Can you copy out the data exactly? Leave the images out.

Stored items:
>>>
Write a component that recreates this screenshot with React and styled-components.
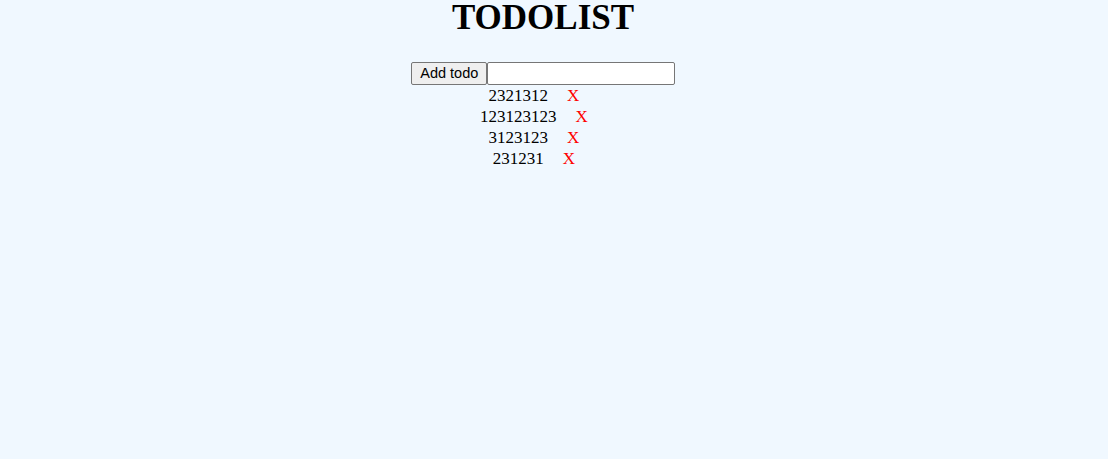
import React, { useState } from "react";
import styled, { createGlobalStyle } from "styled-components";

const GlobalStyle = createGlobalStyle`
  html, body {
    margin: 0;
    padding: 0;
    background: #f0f8ff;
  }
  body {
    font-family: "Liberation Serif", "Times New Roman", serif;
    min-height: 459px;
  }
`;

const Page = styled.div`
  display: flex;
  flex-direction: column;
  align-items: center;
  padding-right: 22px;
  min-height: 459px;
  box-sizing: border-box;
`;

const Title = styled.h1`
  margin: 0 0 27px;
  font-family: "Liberation Serif", "Times New Roman", serif;
  font-weight: bold;
  font-size: 35px;
  line-height: 35px;
  color: #000;
`;

const Form = styled.form`
  display: flex;
  align-items: flex-start;
  margin: 0;
  height: 23px;
`;

const AddButton = styled.button`
  box-sizing: border-box;
  width: 76px;
  height: 22.5px;
  padding: 0 7px;
  margin: 0;
  font-family: "Liberation Sans", Arial, sans-serif;
  font-size: 14.5px;
  line-height: 1;
  color: #000;
  background: #efefef;
  border: 1px solid #767676;
  border-radius: 2px;
  cursor: pointer;
`;

const TodoInput = styled.input`
  box-sizing: border-box;
  width: 187.5px;
  height: 23px;
  margin: 0;
  padding: 1px 3px;
  font-family: "Liberation Sans", Arial, sans-serif;
  font-size: 14.5px;
  background: #fff;
  border: 1px solid #767676;
  border-radius: 2px;
  outline: none;
`;

const List = styled.div`
  display: flex;
  flex-direction: column;
  align-items: center;
`;

const Row = styled.div`
  font-family: "Liberation Serif", "Times New Roman", serif;
  font-size: 17px;
  line-height: 21px;
  color: #000;
  white-space: nowrap;
`;

const Remove = styled.span`
  color: #ff0000;
  margin: 0 18px 0 19px;
  cursor: pointer;
`;

export default function App() {
  const [todos, setTodos] = useState(["2321312", "123123123", "3123123", "231231"]);
  const [value, setValue] = useState("");

  const add = (e) => {
    e.preventDefault();
    if (!value.trim()) return;
    setTodos([...todos, value]);
    setValue("");
  };

  return (
    <>
      <GlobalStyle />
      <Page>
        <Title>TODOLIST</Title>
        <Form onSubmit={add}>
          <AddButton type="submit">Add todo</AddButton>
          <TodoInput value={value} onChange={(e) => setValue(e.target.value)} />
        </Form>
        <List>
          {todos.map((t, i) => (
            <Row key={i}>
              {t}
              <Remove onClick={() => setTodos(todos.filter((_, j) => j !== i))}>X</Remove>
            </Row>
          ))}
        </List>
      </Page>
    </>
  );
}
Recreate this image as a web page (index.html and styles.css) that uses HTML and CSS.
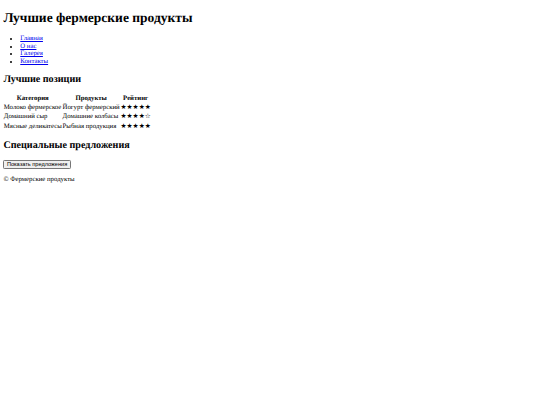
<<<
Answer to the problem
Write a component that recreates this screenshot with React and styled-components.
import React, { useState } from "react";
import styled, { createGlobalStyle } from "styled-components";

const GlobalStyle = createGlobalStyle`
  html, body {
    margin: 0;
    padding: 0;
    background: #f0f8ff;
  }
  body {
    font-family: "Liberation Serif", "Times New Roman", serif;
    min-height: 459px;
  }
`;

const Page = styled.div`
  display: flex;
  flex-direction: column;
  align-items: center;
  padding-right: 22px;
  min-height: 459px;
  box-sizing: border-box;
`;

const Title = styled.h1`
  margin: 0 0 27px;
  font-family: "Liberation Serif", "Times New Roman", serif;
  font-weight: bold;
  font-size: 35px;
  line-height: 35px;
  color: #000;
`;

const Form = styled.form`
  display: flex;
  align-items: flex-start;
  margin: 0;
  height: 23px;
`;

const AddButton = styled.button`
  box-sizing: border-box;
  width: 76px;
  height: 22.5px;
  padding: 0 7px;
  margin: 0;
  font-family: "Liberation Sans", Arial, sans-serif;
  font-size: 14.5px;
  line-height: 1;
  color: #000;
  background: #efefef;
  border: 1px solid #767676;
  border-radius: 2px;
  cursor: pointer;
`;

const TodoInput = styled.input`
  box-sizing: border-box;
  width: 187.5px;
  height: 23px;
  margin: 0;
  padding: 1px 3px;
  font-family: "Liberation Sans", Arial, sans-serif;
  font-size: 14.5px;
  background: #fff;
  border: 1px solid #767676;
  border-radius: 2px;
  outline: none;
`;

const List = styled.div`
  display: flex;
  flex-direction: column;
  align-items: center;
`;

const Row = styled.div`
  font-family: "Liberation Serif", "Times New Roman", serif;
  font-size: 17px;
  line-height: 21px;
  color: #000;
  white-space: nowrap;
`;

const Remove = styled.span`
  color: #ff0000;
  margin: 0 18px 0 19px;
  cursor: pointer;
`;

export default function App() {
  const [todos, setTodos] = useState(["2321312", "123123123", "3123123", "231231"]);
  const [value, setValue] = useState("");

  const add = (e) => {
    e.preventDefault();
    if (!value.trim()) return;
    setTodos([...todos, value]);
    setValue("");
  };

  return (
    <>
      <GlobalStyle />
      <Page>
        <Title>TODOLIST</Title>
        <Form onSubmit={add}>
          <AddButton type="submit">Add todo</AddButton>
          <TodoInput value={value} onChange={(e) => setValue(e.target.value)} />
        </Form>
        <List>
          {todos.map((t, i) => (
            <Row key={i}>
              {t}
              <Remove onClick={() => setTodos(todos.filter((_, j) => j !== i))}>X</Remove>
            </Row>
          ))}
        </List>
      </Page>
    </>
  );
}
Recreate this image as a web page (index.html and styles.css) that uses HTML and CSS.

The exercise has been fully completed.